A note on garbage collection with Pentaho Data Integration / PDI / Kettle

Garbage Collection

PDI is a Java application (dur..) and this means memory within the java virtual machine is freed up using a process called garbage collection.

Now; Garbage collection is a wildly complicated thing and many people say that GC tuning is a black art. Whilst I wouldn’t say that, I would say that you should always start with the defaults and work from there – if something has no effect, then give it up.  One thing is true with garbage collection is the nature of the app (And the way it has been coded) has a significant impact.  So don’t think that because you’ve tuned a tomcat app before, that knowledge will apply to PDI – it won’t!

Why should I do this?

Well if you have no issues with PDI then you should not.  Simple!  But if you’re working with masses of data and large heap sizes then this will bite you at some point.

And before you come to tuning the GC, have you tried a bigger heap size first? (Xmx setting). This is not necessarily a panacea but if you’re doing a lot of sorting or simply a lot of steps and hence a lot of hops then you will need proportionately more memory.

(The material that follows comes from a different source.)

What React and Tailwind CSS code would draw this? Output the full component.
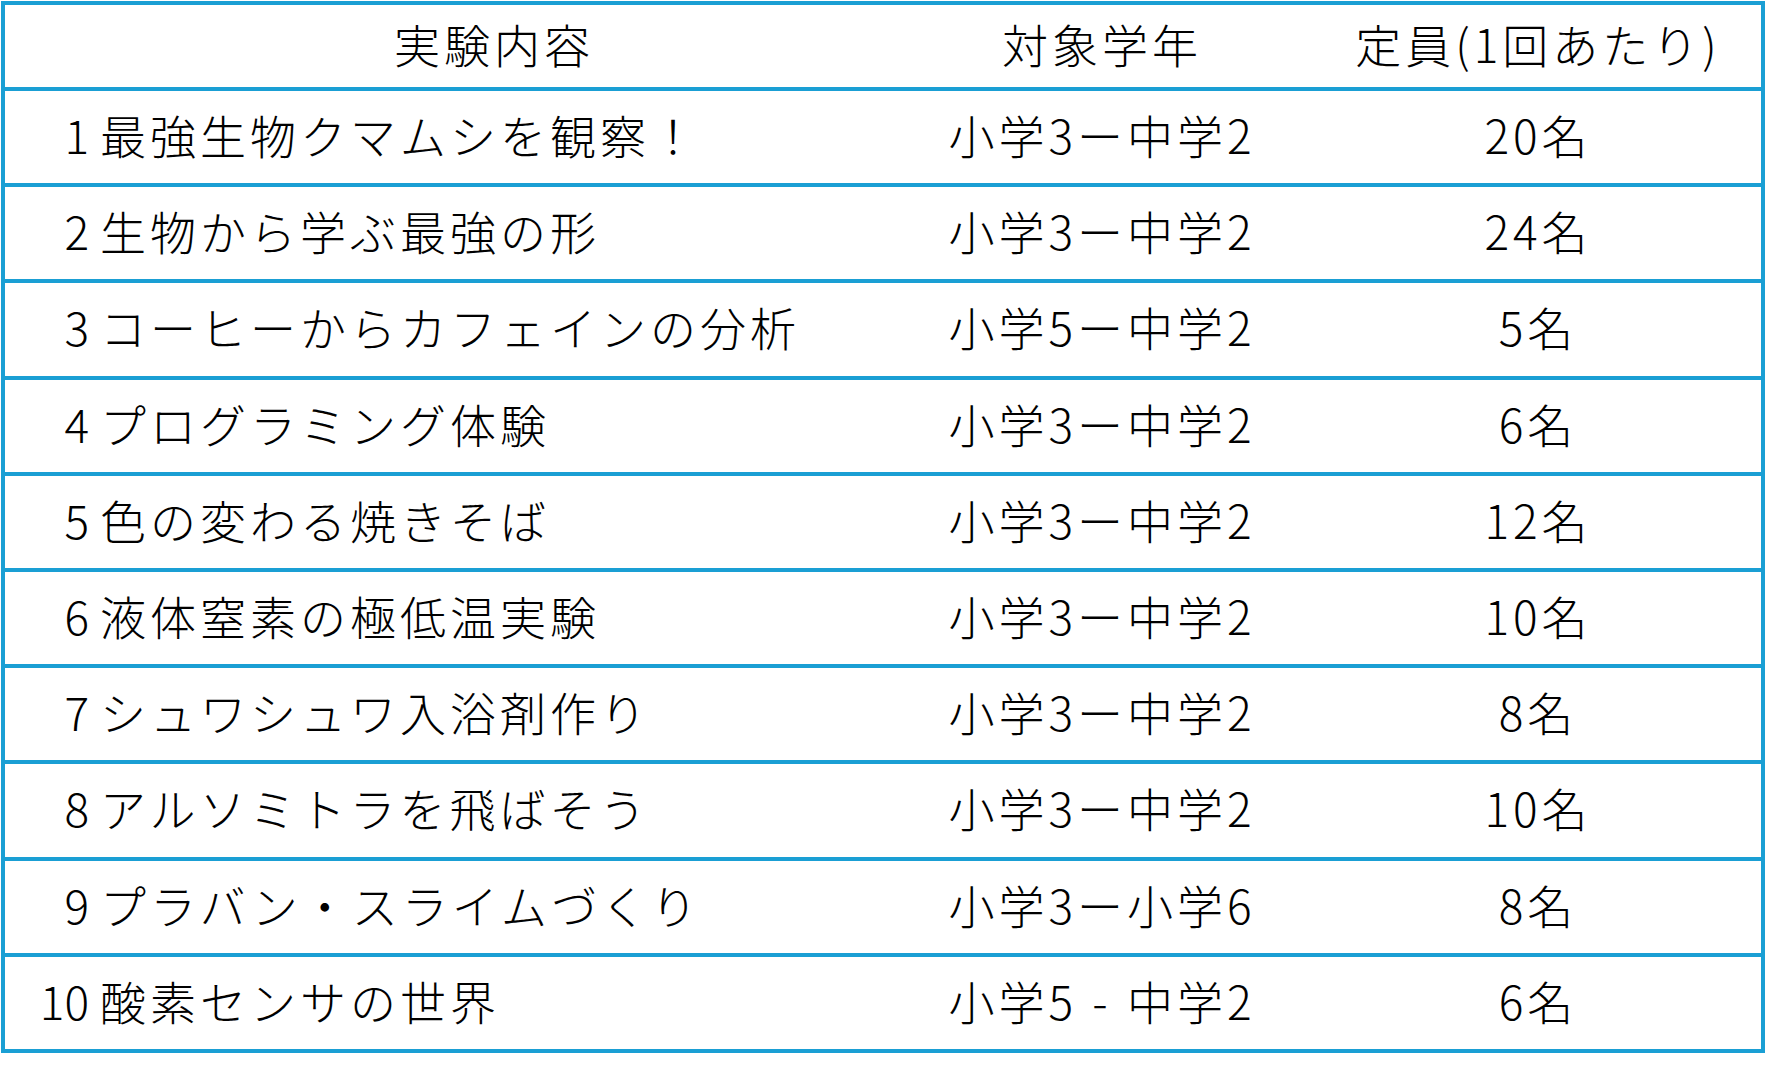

How do I know there is a problem?

This is easy – if you have a process that seems to hang for significant amounts of time, then fly along, then pause again etc, this is most likely GC.  If your process trundles through at a consistent throughput then you’re probably doing ok.

What settings?

Well despite my saying above that you should tune for your application, there is one setting which you should most definitely apply for PDI and thats the concurrent collector.  Having just googled this to find a reference to it I’ve realised there is both a concurrent collector and a parallel collector, and hence i now need to go to another PC to check which it is I use

<short break insert piped jazz music here>

OK, found it:

-XX:+UseConcMarkSweepGC -verbose:gc =XX:+PrintGCTimeStamps -XX::+PrintGCDetails -XX:PrintTenuringDistribution -Xloggc:/tmp/gc.log

OK – so seems I need to do some research on the parallel collector then, has anyone used that?

Either way, there are 2 things in the options above:

  1. The instruction to the VM to use the new collector ( UseConcMarkSweepGC )
  2. Everything else to configure logging – note the configuration of the log file.

These settings need to be put somewhere where PDI picks them up every time, i.e. in the environment in $PENTAHO_JAVA_OPTIONS, or actually in the spoon/carte/pan/kitchen scripts.

It is important to enable GC logging so you can see whether or not you do have a GC problem. Generally if you have GC full collections of more than a few seconds you may have a problem. And if you see full GC taking minutes or hours then you definitely have an issue!  The other options that I use relating to the logging – they’re pretty self explanatory, and google/stackoverflow will give further detail

And that’s it – More later in the week on the topic of big data with PDI.

Working with Big (lots) Data and Pentaho – Extreme Performance

OK, firstly, I’m not talking proper BigData here.  This is not Hadoop, or even an analytical database.  (Lets not get into whether an analytical database counts as bigdata though!). And it’s certainly not NoSQL.  Disk space we’re looking at 100’s of gigabytes, not terabytes.  Yet this project involves more data than the Hadoop projects I’ve done.

So tens of billions of records. Records that must be processed in a limited environment in extremely tight time windows.  And yes; I’m storing all of that in MySQL!

Hey, wake up, yes, I did say billions of records in MySQL, try not to lose consciousness again…  (It’s not the first time I’ve had billions of rows in MySQL either – Yet I know some of you will guffaw at the idea)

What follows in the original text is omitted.